Kampot, Cambodia ( — A California man who lives in Cambodia and is running into trouble with officials in the Asian nation for promoting it as a place for assisted suicides defended himself after appearing in court.

”I am an old man in a small town in Cambodia. I don’t want to cause any trouble for anybody. But I do have my own beliefs which, if I can, I will tell people about,” Roger Graham, 57, told Reuters after appearing in court in Kampot.

Graham runs an Internet coffee shop in the seaside town and appeared in court to respond to a lawsuit filed against him by the country’s government, which has no laws against assisted suicide but doesn’t want to be seen as promoting it.

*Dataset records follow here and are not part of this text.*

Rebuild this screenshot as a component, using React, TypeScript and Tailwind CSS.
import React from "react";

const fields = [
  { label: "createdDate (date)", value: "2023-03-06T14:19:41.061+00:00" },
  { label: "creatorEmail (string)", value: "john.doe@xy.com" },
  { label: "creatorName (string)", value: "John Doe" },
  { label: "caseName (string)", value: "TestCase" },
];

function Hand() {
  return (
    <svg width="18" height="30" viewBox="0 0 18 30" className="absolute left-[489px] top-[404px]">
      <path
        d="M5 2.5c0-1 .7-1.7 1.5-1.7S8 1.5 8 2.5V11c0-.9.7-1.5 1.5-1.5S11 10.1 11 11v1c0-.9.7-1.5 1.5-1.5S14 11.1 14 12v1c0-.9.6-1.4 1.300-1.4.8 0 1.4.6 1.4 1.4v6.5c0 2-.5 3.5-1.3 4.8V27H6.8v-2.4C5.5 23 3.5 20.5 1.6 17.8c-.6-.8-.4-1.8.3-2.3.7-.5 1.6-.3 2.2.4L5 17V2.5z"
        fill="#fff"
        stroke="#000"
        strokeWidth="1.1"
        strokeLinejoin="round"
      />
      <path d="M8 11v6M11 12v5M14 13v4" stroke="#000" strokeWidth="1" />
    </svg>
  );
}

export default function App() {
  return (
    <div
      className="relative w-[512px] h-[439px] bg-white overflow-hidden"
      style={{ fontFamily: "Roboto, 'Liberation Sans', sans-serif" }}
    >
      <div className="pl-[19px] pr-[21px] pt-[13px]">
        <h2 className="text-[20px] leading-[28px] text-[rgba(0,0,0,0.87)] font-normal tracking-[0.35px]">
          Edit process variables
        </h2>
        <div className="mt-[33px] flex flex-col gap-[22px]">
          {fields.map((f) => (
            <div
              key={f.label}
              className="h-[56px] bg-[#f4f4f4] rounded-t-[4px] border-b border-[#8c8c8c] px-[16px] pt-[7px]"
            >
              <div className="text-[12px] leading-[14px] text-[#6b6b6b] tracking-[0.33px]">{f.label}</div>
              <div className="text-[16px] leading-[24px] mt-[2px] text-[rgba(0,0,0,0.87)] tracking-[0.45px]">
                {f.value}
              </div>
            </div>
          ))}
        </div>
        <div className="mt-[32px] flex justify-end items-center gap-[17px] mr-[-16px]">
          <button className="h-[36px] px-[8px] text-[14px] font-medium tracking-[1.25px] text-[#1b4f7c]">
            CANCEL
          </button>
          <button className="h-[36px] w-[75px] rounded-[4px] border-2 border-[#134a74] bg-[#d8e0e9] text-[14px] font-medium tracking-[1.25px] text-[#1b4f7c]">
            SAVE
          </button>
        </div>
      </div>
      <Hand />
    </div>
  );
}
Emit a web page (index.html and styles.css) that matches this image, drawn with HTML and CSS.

Kampot’s provincial governor Puth Chandarith filed suit over Graham’s web site that encourages people to come from across the world to Cambodia to kill themselves. At least one person, a British woman, took him up on the invitation.

”If they want to throw me out of the country, they can. All I want to do is to run a little cafe and live the rest of my life in peace. I intend to die here,” he said.

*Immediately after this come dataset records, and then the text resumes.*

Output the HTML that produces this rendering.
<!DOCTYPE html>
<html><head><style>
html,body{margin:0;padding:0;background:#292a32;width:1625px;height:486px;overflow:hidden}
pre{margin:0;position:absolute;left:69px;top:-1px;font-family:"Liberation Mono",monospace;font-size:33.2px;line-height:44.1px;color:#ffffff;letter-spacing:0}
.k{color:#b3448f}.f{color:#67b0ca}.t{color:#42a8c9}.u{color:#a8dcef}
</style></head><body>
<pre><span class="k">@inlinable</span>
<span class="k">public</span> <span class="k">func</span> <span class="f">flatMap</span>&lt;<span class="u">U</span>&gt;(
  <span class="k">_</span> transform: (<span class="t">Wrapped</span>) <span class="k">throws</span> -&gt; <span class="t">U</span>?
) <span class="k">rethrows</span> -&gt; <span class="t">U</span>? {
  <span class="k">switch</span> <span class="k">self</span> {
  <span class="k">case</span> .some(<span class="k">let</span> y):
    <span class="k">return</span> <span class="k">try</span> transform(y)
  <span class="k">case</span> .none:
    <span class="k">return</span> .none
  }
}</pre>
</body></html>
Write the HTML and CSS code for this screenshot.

Graham’s web site closed down after news broke about ti, but he’s since reopened it and claims half a million people have visited it thanks to international news stories. He told Reuters, just 1,600 had visited it the month before.

”Saying euthanasia harms Cambodia’s tourism does not make sense. Around 450,000 visitors have looked at my Web Site and some of those will come here,” he told Reuters, his face elated.

Sally Spring of Penn, England, says her sister Kim Walton found Graham’s web site after searching the Internet following the stressful breakup of a relationship.

Distraught, Walton was enticed by Graham’s touting of assisted suicide in Cambodia and made arrangements to travel there.

Walton, a 46 year-old mortgage advisor who had divorced more than 20 years ago, sent an email to Graham with the subject, "Death" and two exchanged email correspondence afterwards. A week later, she left her home and made the 6,000 mile trip to Kampot, according to the London Telegraph newspaper.

Several days after her arrival, she left a suicide note and overdosed on drugs and alcohol in a cheap hotel.

Spring is convinced her sister would be alive today if not for Graham’s web site.

"We were very close," Spring told the Telegraph. "She couldn’t have done it to me in this country. She would never have put us in a situation where we might find her body."

Graham insists he had nothing to do with Walton’s death.